Malûm davalardan birinde hüküm giyip şartlı tahliye ile serbest kalan İsa Cesur, içerideyken maruz kaldığı ve hukuk mücadelesi verdiği keyfî bir engellemenin serencamını belgeleriyle birlikte bize iletti.
Olayın hikâyesi kısaca şöyle:
Cesur’a kargoyla gönderilen Münacatü’l-Kur’an isimli dua kitabı, cezaevi idaresi tarafından kendisine verilmemiş. Gerekçe, sözlü olarak “Bu kitap Yeni Asya Yayınlarından, yasak yayın listesinde” şeklinde ifade edilmiş.
Cesur’un buna karşı Cezaevi Eğitim Kuruluna yazdığı dilekçeler cevapsız bırakılmış.
Ama Cesur işin peşini bırakmamış.
Sonuçta Eğitim Kurulu, ilgili tüzükteki “Hükümlü, mensup olduğu dinin bayram günlerinde, yılbaşında ve doğum gününde dışarıdan gönderilen kitap ve giyim eşyasını kabul etme hakkına sahiptir” maddesine dayanarak, söz konusu kitabın bu günlere denk gelmediği için verilmemesini haklı bulmuş.
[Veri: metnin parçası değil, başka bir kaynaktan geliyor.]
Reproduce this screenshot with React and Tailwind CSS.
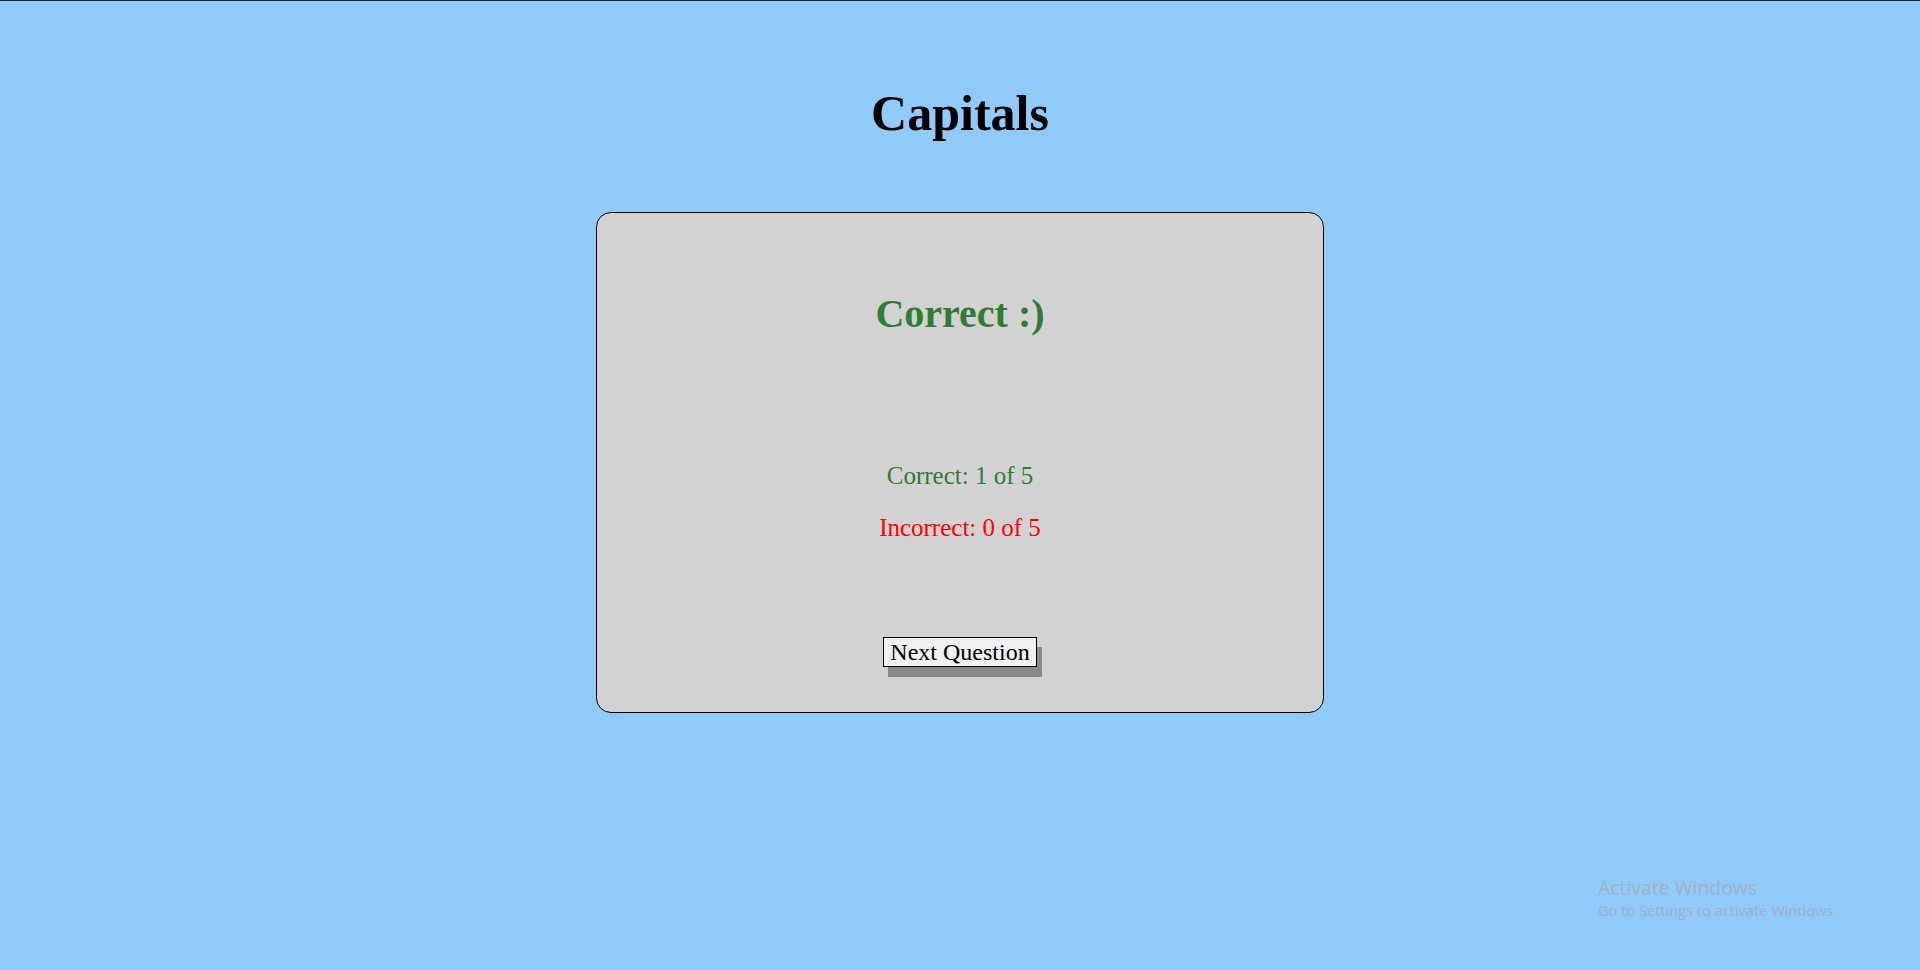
import React from 'react';

export default function App() {
    const correct = 1;
    const incorrect = 0;
    const total = 5;

    return (
        <div className="relative min-h-[970px] bg-[#90caf9] border-t border-[#1f2a3a] font-['Liberation_Serif','Times_New_Roman',serif] text-black overflow-hidden">
            <div className="flex flex-col items-center pt-[84px]">
                <h1 className="text-[50px] leading-[57px] font-bold">Capitals</h1>

                <div className="mt-[70px] w-[728px] h-[501px] bg-[#d3d2d3] border border-black rounded-[15px] flex flex-col items-center pt-[78px]">
                    <h2 className="text-[40px] leading-[46px] font-bold text-[#2e7d32]">Correct :)</h2>

                    <p className="mt-[124px] text-[25px] leading-[29px] text-[#2e7d32]">Correct: {correct} of {total}</p>
                    <p className="mt-[23px] text-[25px] leading-[29px] text-[#ff0000]">Incorrect: {incorrect} of {total}</p>

                    <button className="mt-[95px] px-[6px] py-0 text-[24px] leading-[28px] bg-[#f0f0f0] border border-black shadow-[5px_10px_0_#8a8a8a] cursor-pointer">
                        Next Question
                    </button>
                </div>
            </div>

            {/* windows watermark */}
            <div className="absolute left-[1598px] top-[874px] font-['Open_Sans','Noto_Sans',sans-serif] text-[#9fb1c6] pointer-events-none">
                <p className="text-[19.4px] leading-[25px]">Activate Windows</p>
                <p className="text-[14.6px] leading-[20px]">Go to Settings to activate Windows.</p>
            </div>
        </div>
    );
}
Cesur bu tuhaf gerekçeli karara karşı İnfaz Hâkimliğine itiraz etmiş. Oradan da netice alamayınca Ağır Ceza Mahkemesine gitmiş.
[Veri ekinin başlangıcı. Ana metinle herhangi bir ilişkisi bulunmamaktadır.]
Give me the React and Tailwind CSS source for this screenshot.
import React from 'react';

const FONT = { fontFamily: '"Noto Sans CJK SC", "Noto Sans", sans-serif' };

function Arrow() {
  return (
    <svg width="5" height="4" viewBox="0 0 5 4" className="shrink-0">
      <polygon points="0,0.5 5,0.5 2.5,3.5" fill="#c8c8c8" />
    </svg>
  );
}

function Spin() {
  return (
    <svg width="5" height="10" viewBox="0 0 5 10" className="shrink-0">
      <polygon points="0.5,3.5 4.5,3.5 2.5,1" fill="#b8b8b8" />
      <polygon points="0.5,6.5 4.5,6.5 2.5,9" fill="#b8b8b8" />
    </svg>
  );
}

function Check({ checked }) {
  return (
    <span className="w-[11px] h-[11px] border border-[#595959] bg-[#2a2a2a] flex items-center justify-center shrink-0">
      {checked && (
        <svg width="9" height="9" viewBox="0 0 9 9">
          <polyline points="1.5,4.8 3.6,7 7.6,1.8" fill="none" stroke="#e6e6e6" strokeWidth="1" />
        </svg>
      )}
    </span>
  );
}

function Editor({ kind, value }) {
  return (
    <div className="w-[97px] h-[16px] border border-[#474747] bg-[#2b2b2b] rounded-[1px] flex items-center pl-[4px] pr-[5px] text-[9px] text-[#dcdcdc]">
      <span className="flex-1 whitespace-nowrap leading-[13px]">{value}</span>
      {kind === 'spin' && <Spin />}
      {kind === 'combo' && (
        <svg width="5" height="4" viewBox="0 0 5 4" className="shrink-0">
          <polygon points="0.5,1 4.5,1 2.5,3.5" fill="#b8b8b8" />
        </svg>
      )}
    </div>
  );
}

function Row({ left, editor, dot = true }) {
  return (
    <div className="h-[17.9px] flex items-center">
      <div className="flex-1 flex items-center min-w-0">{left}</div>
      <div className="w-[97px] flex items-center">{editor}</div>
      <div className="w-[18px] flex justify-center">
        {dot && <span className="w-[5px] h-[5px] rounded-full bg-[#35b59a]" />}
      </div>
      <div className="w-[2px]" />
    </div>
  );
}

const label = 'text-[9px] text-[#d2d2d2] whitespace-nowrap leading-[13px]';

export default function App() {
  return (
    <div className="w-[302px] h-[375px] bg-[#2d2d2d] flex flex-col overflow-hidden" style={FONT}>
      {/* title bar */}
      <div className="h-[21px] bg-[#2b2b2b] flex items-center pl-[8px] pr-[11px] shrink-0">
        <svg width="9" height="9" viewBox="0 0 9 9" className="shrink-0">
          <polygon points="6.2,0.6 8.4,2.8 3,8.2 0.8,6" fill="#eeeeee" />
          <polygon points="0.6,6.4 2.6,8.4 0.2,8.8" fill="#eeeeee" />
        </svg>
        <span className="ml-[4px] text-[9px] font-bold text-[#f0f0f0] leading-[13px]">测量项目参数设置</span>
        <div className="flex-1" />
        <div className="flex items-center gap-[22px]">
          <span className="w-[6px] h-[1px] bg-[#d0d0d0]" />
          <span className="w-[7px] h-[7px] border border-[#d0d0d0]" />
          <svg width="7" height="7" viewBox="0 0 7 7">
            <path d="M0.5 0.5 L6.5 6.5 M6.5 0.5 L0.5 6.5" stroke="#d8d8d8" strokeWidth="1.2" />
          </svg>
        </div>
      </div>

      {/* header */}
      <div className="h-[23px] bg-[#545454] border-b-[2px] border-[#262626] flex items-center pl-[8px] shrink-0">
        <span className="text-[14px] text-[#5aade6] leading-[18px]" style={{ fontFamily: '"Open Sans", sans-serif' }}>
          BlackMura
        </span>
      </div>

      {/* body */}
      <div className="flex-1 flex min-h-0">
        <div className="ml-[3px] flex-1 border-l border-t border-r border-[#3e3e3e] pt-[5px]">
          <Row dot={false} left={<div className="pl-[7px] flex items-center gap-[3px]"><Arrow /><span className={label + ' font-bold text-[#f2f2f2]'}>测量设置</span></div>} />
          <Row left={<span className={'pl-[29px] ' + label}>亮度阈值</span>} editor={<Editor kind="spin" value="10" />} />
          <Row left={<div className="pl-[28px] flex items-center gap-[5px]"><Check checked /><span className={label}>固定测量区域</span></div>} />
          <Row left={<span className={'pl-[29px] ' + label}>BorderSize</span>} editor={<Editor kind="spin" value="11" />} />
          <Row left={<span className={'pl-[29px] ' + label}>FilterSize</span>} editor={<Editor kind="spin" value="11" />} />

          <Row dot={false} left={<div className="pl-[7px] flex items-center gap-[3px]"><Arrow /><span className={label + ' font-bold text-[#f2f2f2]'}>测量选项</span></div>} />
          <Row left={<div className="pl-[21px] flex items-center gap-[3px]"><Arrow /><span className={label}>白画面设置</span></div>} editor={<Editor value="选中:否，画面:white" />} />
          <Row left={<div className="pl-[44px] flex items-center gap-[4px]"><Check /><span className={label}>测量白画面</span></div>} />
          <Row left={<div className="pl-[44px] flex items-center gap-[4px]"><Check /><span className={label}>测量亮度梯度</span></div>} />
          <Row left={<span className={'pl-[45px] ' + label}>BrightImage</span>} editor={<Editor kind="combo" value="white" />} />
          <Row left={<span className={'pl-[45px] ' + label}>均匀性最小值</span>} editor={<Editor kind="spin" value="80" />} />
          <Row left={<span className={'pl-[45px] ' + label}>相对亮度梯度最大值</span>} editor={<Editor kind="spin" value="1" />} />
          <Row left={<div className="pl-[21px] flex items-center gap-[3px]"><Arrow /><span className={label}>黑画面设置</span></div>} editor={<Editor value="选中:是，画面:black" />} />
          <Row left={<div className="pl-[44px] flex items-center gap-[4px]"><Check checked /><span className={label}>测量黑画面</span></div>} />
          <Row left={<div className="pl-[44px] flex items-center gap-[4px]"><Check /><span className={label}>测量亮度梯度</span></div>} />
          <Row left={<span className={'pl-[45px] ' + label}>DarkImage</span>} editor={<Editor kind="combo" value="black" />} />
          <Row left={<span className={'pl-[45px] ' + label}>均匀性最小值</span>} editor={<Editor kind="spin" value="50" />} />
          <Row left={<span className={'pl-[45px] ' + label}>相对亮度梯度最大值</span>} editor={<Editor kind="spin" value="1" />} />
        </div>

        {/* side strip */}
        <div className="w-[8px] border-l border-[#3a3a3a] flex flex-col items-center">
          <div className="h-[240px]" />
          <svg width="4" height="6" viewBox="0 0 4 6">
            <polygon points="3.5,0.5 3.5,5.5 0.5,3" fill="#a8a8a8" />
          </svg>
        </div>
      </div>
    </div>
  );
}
Mahkeme itirazın kabulü ile İnfaz Hâkimliği ve Eğitim Kurulu kararlarının kaldırılmasına karar vermiş, ama yine değişen birşey olmayınca bu defa konu AYM’ye intikal etmiş.
Ve AYM Birinci Bölümünün iki kişiden oluşan Üçüncü Komisyonu “Anayasada öngörülen temel hak ve özgürlüklere yönelik bir müdahale olmadığı veya müdahalenin ihlal teşkil etmediği” sonucuna ulaşarak, “başvurunun açıkça dayanaktan yoksun olması nedeniyle kabul edilemez olduğuna” karar vermiş.
Cesur bunun üzerine AİHM’e başvurmuş.
Oradan çıkan sonuç ise şu olmuş:
“Türk hükümeti, AİHM önünde bekleyen ve yukarıda belirtilen başvurudan doğan davanın dostane bir şekilde çözümü için, karşılıksız olarak İsa Cesur’a 1000 euro ödemeyi teklif etti. Bu meblağ, ödeme tarihindeki kur üzerinden Türk Lirasına çevrilerek mahkemece verilen listeden çıkarma kararının tebliğ tarihinden itibaren üç ay içinde ödenir.”
Sonuç: Yeni Asya yayını diye dua kitabına bile uygulanan, ama iş resmiyete dökülünce bu gerekçenin arkasında durulamayıp çok absürd başka bir argümana dayandırılmak istenen ve AYM’nin de ortak olduğu keyfî ve hukuksuz bir yasak, AİHM duvarına toslamış.